When we put the two luxury hybrid SUVs next to each other, the first thing we notice is that the Bentayga costs double the price of the E-Hybrid Coupe at the base level, despite boasting the same powertrain, but with even less power. The Turbo S obliterates the Bentayga in terms of power, with 670 horsepower to the Bentley's 443 hp, all while wearing a similar price tag. Both SUVs have undeniably luxurious interiors, but the Porsche has a cleaner layout in its cabin design, while the Bentayga is overtly opulent. Surprisingly, despite the traditional SUV shape, the Bentayga boasts a much less practical trunk at just 15 cubic feet. The better buy of the two would be the Cayenne E-Hybrid, especially in terms of performance for the money. Still, the Bentayga's exclusivity may be the deciding factor for wealthy buyers.

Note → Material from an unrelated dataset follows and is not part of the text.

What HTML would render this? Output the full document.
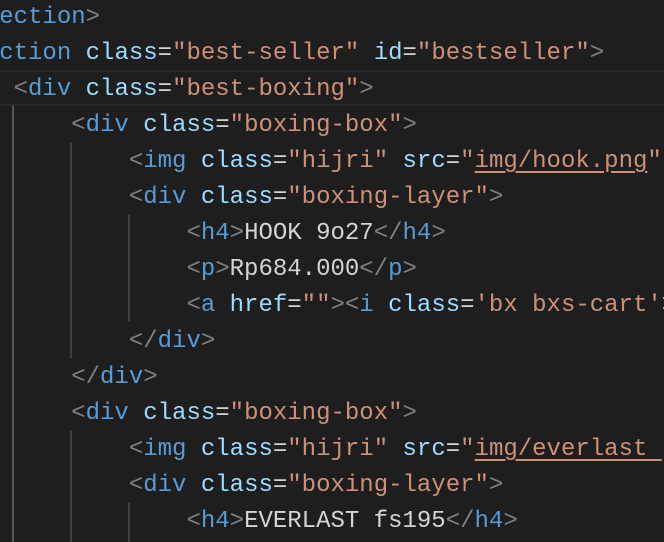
<!DOCTYPE html>
<html><head><style>
html,body{margin:0;padding:0;background:#1e1e1e;width:664px;height:542px;overflow:hidden;position:relative}
.l{position:absolute;left:-44px;height:36px;line-height:36px;white-space:pre;font-family:"Liberation Mono",monospace;font-size:24px;color:#d4d4d4;margin-top:2px}
.b{color:#808080}.t{color:#569cd6}.a{color:#9cdcfe}.s{color:#ce9178}.u{text-decoration:underline;text-underline-offset:4px}
.g{position:absolute;width:2px;background:#404040}
.hl{position:absolute;left:0;width:664px;top:70px;height:32px;border-top:2px solid #2a2a2a;border-bottom:2px solid #2a2a2a}
</style></head><body>
<div class="hl"></div>
<div class="g" style="left:12px;top:106px;height:436px;background:#585858"></div>
<div class="g" style="left:70px;top:142px;height:216px"></div>
<div class="g" style="left:70px;top:430px;height:112px"></div>
<div class="g" style="left:128px;top:214px;height:108px"></div>
<div class="g" style="left:128px;top:502px;height:40px"></div>
<div class="l" style="top:-2px"><span class="b">&lt;/</span><span class="t">section</span><span class="b">&gt;</span></div>
<div class="l" style="top:34px"><span class="b">&lt;</span><span class="t">section</span> <span class="a">class</span>=<span class="s">"best-seller"</span> <span class="a">id</span>=<span class="s">"bestseller"</span><span class="b">&gt;</span></div>
<div class="l" style="top:70px">    <span class="b">&lt;</span><span class="t">div</span> <span class="a">class</span>=<span class="s">"best-boxing"</span><span class="b">&gt;</span></div>
<div class="l" style="top:106px">        <span class="b">&lt;</span><span class="t">div</span> <span class="a">class</span>=<span class="s">"boxing-box"</span><span class="b">&gt;</span></div>
<div class="l" style="top:142px">            <span class="b">&lt;</span><span class="t">img</span> <span class="a">class</span>=<span class="s">"hijri"</span> <span class="a">src</span>=<span class="s">"<span class="u">img/hook.png</span>"</span></div>
<div class="l" style="top:178px">            <span class="b">&lt;</span><span class="t">div</span> <span class="a">class</span>=<span class="s">"boxing-layer"</span><span class="b">&gt;</span></div>
<div class="l" style="top:214px">                <span class="b">&lt;</span><span class="t">h4</span><span class="b">&gt;</span>HOOK 9o27<span class="b">&lt;/</span><span class="t">h4</span><span class="b">&gt;</span></div>
<div class="l" style="top:250px">                <span class="b">&lt;</span><span class="t">p</span><span class="b">&gt;</span>Rp684.000<span class="b">&lt;/</span><span class="t">p</span><span class="b">&gt;</span></div>
<div class="l" style="top:286px">                <span class="b">&lt;</span><span class="t">a</span> <span class="a">href</span>=<span class="s">""</span><span class="b">&gt;&lt;</span><span class="t">i</span> <span class="a">class</span>=<span class="s">'bx bxs-cart'</span>&gt;</div>
<div class="l" style="top:322px">            <span class="b">&lt;/</span><span class="t">div</span><span class="b">&gt;</span></div>
<div class="l" style="top:358px">        <span class="b">&lt;/</span><span class="t">div</span><span class="b">&gt;</span></div>
<div class="l" style="top:394px">        <span class="b">&lt;</span><span class="t">div</span> <span class="a">class</span>=<span class="s">"boxing-box"</span><span class="b">&gt;</span></div>
<div class="l" style="top:430px">            <span class="b">&lt;</span><span class="t">img</span> <span class="a">class</span>=<span class="s">"hijri"</span> <span class="a">src</span>=<span class="s">"<span class="u">img/everlast </span></span></div>
<div class="l" style="top:466px">            <span class="b">&lt;</span><span class="t">div</span> <span class="a">class</span>=<span class="s">"boxing-layer"</span><span class="b">&gt;</span></div>
<div class="l" style="top:502px">                <span class="b">&lt;</span><span class="t">h4</span><span class="b">&gt;</span>EVERLAST fs195<span class="b">&lt;/</span><span class="t">h4</span><span class="b">&gt;</span></div>
</body></html>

The Range Rover and the Porsche Cayenne have been at it for as long as we can remember, fighting for the attention of shoppers who won't settle for anything other than pure luxury. These two SUVs certainly offer that, but what would set them apart if we put them side by side? For starters, the Cayenne E-Hybrid comes with a more powerful 455-hp V6 engine and the Range Rover relies on a 392-hp 2.0-liter turbo. Both provide excellent comfort in terms of ride quality, though the Range Rover may just take the cake as Land Rover puts more focus onto the comfort aspect. That being said, the Porsche is more adept at handling a twisty road. Both interiors are excellently swathed in premium materials and loaded with tech, so the better cabin will most likely come down to personal preference. The two contenders are similarly priced and have nearly the same fuel economy figures. It's an extremely close one, but the Porsche will likely win the hearts of performance-focused shoppers.